Turn-Offs: I absolutely cannot stand how indifferent Wes Scantlin’s delivery can be sometimes, as the apathetic “yeah, yeah, yeah” croon introducing “Spaceship” pays testament. What’s even more surprising to me is that the song’s producer Brian Howes, a vocal virtuoso in his own right would even allow this type of lethargic “singing” on his recordings. The only reason why “The Only Reason” will not be able to make an impact on rock radio is the incapability of the song’s hook to really hit and stick. “Better Place” will get on your nerves ASAP; you have the screeching caterwaul of Mr. Scantlin to thank for that.
Queen: “Pitchin’ a Fit”
FAIL: “Better Place”
Cool Points: I guess you gotta chuckle at the end of “Stoned” as Scantlin and god knows who else unabashedly take bong rips of some sticky Vancouver pride.
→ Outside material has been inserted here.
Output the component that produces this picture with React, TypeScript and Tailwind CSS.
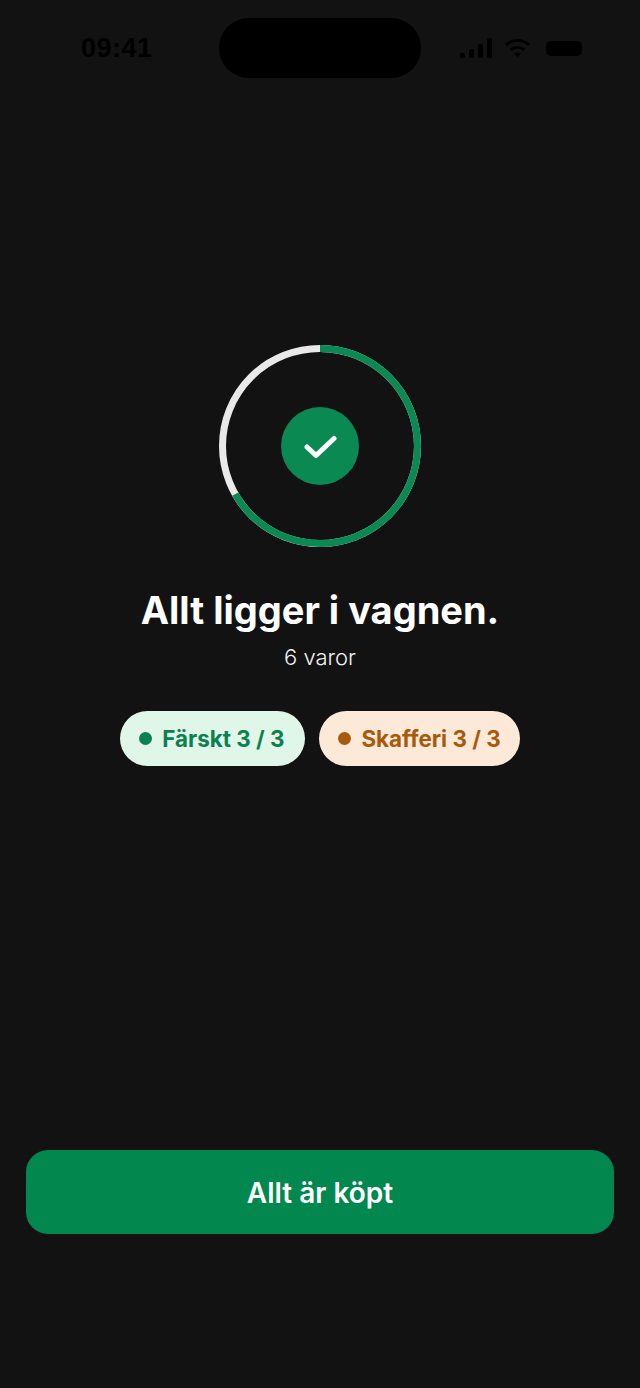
import React from 'react';

const StatusIcons = () => (
  <div className="flex items-center text-black">
    <svg width="32" height="22" viewBox="0 0 32 22" fill="currentColor">
      <rect x="0" y="16" width="5" height="5" rx="1.5" />
      <rect x="9" y="12" width="5" height="9" rx="1.5" />
      <rect x="18" y="7" width="5" height="14" rx="1.5" />
      <rect x="27" y="1" width="5" height="20" rx="1.5" />
    </svg>
    <svg className="ml-[12px]" width="27" height="22" viewBox="0 0 28 22" fill="none" stroke="currentColor" strokeWidth="3">
      <path d="M2 8 C9 1.5 19 1.5 26 8" />
      <path d="M7 13 C11 9.5 17 9.5 21 13" />
      <path d="M14 20.5 L10.5 16.8 C12.5 15.2 15.5 15.2 17.5 16.8 Z" fill="currentColor" stroke="none" />
    </svg>
    <div className="ml-[15px] h-[15px] w-[36px] rounded-[5px] bg-black" />
  </div>
);

const Ring = () => (
  <div className="relative flex h-[202px] w-[202px] items-center justify-center">
    <svg className="absolute inset-0" width="202" height="202" viewBox="0 0 202 202" fill="none">
      <circle cx="101" cy="101" r="97.5" stroke="#e9e9e9" strokeWidth="7" />
      <circle
        cx="101"
        cy="101"
        r="97.5"
        stroke="#0a8a52"
        strokeWidth="7"
        strokeDasharray="408.4 612.6"
        transform="rotate(-90 101 101)"
      />
    </svg>
    <div className="flex h-[78px] w-[78px] items-center justify-center rounded-full bg-[#0a8a52]">
      <svg width="34" height="26" viewBox="0 0 34 26" fill="none" stroke="white" strokeWidth="5" strokeLinecap="round" strokeLinejoin="round">
        <path d="M4 14 L13 22.5 L31 5.5" />
      </svg>
    </div>
  </div>
);

const Pill = ({ label, className }: { label: string; className: string }) => (
  <div className={`flex h-[55px] items-center gap-[10px] rounded-full pl-[19px] text-[22.4px] font-bold ${className}`}>
    <span className="h-[13px] w-[13px] rounded-full bg-current" />
    {label}
  </div>
);

export default function App() {
  return (
    <div className="flex h-[1388px] w-[640px] flex-col items-center overflow-hidden bg-[#121212] font-['Inter',sans-serif] text-white">
      <div className="mt-[18px] grid h-[60px] w-full grid-cols-[1fr_202px_1fr] items-center">
        <div className="pl-[81px] font-['Liberation_Sans',sans-serif] text-[27px] font-bold tracking-[0.5px] text-black">09:41</div>
        <div className="h-[60px] rounded-[30px] bg-black" />
        <div className="flex justify-start pl-[39px]">
          <StatusIcons />
        </div>
      </div>

      <div className="mt-[267px]">
        <Ring />
      </div>

      <h1 className="mt-[38px] text-[38px] leading-[50px] font-bold">Allt ligger i vagnen.</h1>
      <p className="mt-[8px] text-[22px] leading-[28px] font-light text-[#f1f1f1]">6 varor</p>

      <div className="mt-[40px] flex gap-[14px]">
        <Pill label="Färskt 3 / 3" className="bg-[#dff6e9] pr-[21px] text-[#0b8050]" />
        <Pill label="Skafferi 3 / 3" className="bg-[#fde9d8] pr-[19px] text-[#a85a0c]" />
      </div>

      <button className="mt-auto mb-[154px] h-[84px] w-[588px] rounded-[22px] bg-[#02874f] pt-[2px] text-[28px] font-semibold text-white">
        Allt är köpt
      </button>
    </div>
  );
}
If I’m Puddle of Mudd, I’m thinkin’ that I’d rather be stoned around the clock, especially if the result is more songs that turn out like “Stoned”. In case you missed his name earlier in the review, Josh Freese plays drums on several ‘Volume 4‘ songs. If you’re a drummer that name alone should be enough to warrant your purchasing this record. Take a listen to the dynamic rests and accents heightening the tail end of “Spaceship” or the colorful fill on the final chorus of “The Only Reason” if you need convincing. The lead guitar part of “Keep It Together” is heavily reminiscent of Fuel’s “Hemorrhage”, a subtle toast to a super tune. When the ghoulish whispers kick in following the first chorus of “Blood on the Table”, the sound and feeling of listening to ‘Around the Fur’ sets in for a brief but blissful taste of the past. Out of all two songs in recent memory to outspokenly advocate truancy, Puddle of Mudd’s “Hooky” annihilates the tragedy that is “I Don’t Wanna Go To School” by The Naked Brothers Band. If you’re not sold on “Hooky”, go give the Naked Bros. disaster a spin then try “Hooky”-you’ll think Puddle of Mudd saved your life.
Moral of the Story: ‘Volume 4‘ is the Puddle of Mudd I remember and the Puddle of Mudd you’ll want to remember. But in the case of Puddle of Mudd, ‘Volume 4‘ will ultimately go down as the band’s second most important release. While Puddle of Mudd might never be able to recapture the sales figures and crossover success of ‘Come Clean‘, they have concocted a record that finally makes the generalized comparisons of Puddle of Mudd/Wes Scantlin to Nirvana/Kurt Cobain seem legit. Yeah, how ’bout them apples? This is good stuff, kudos to PoM on an excellent recording.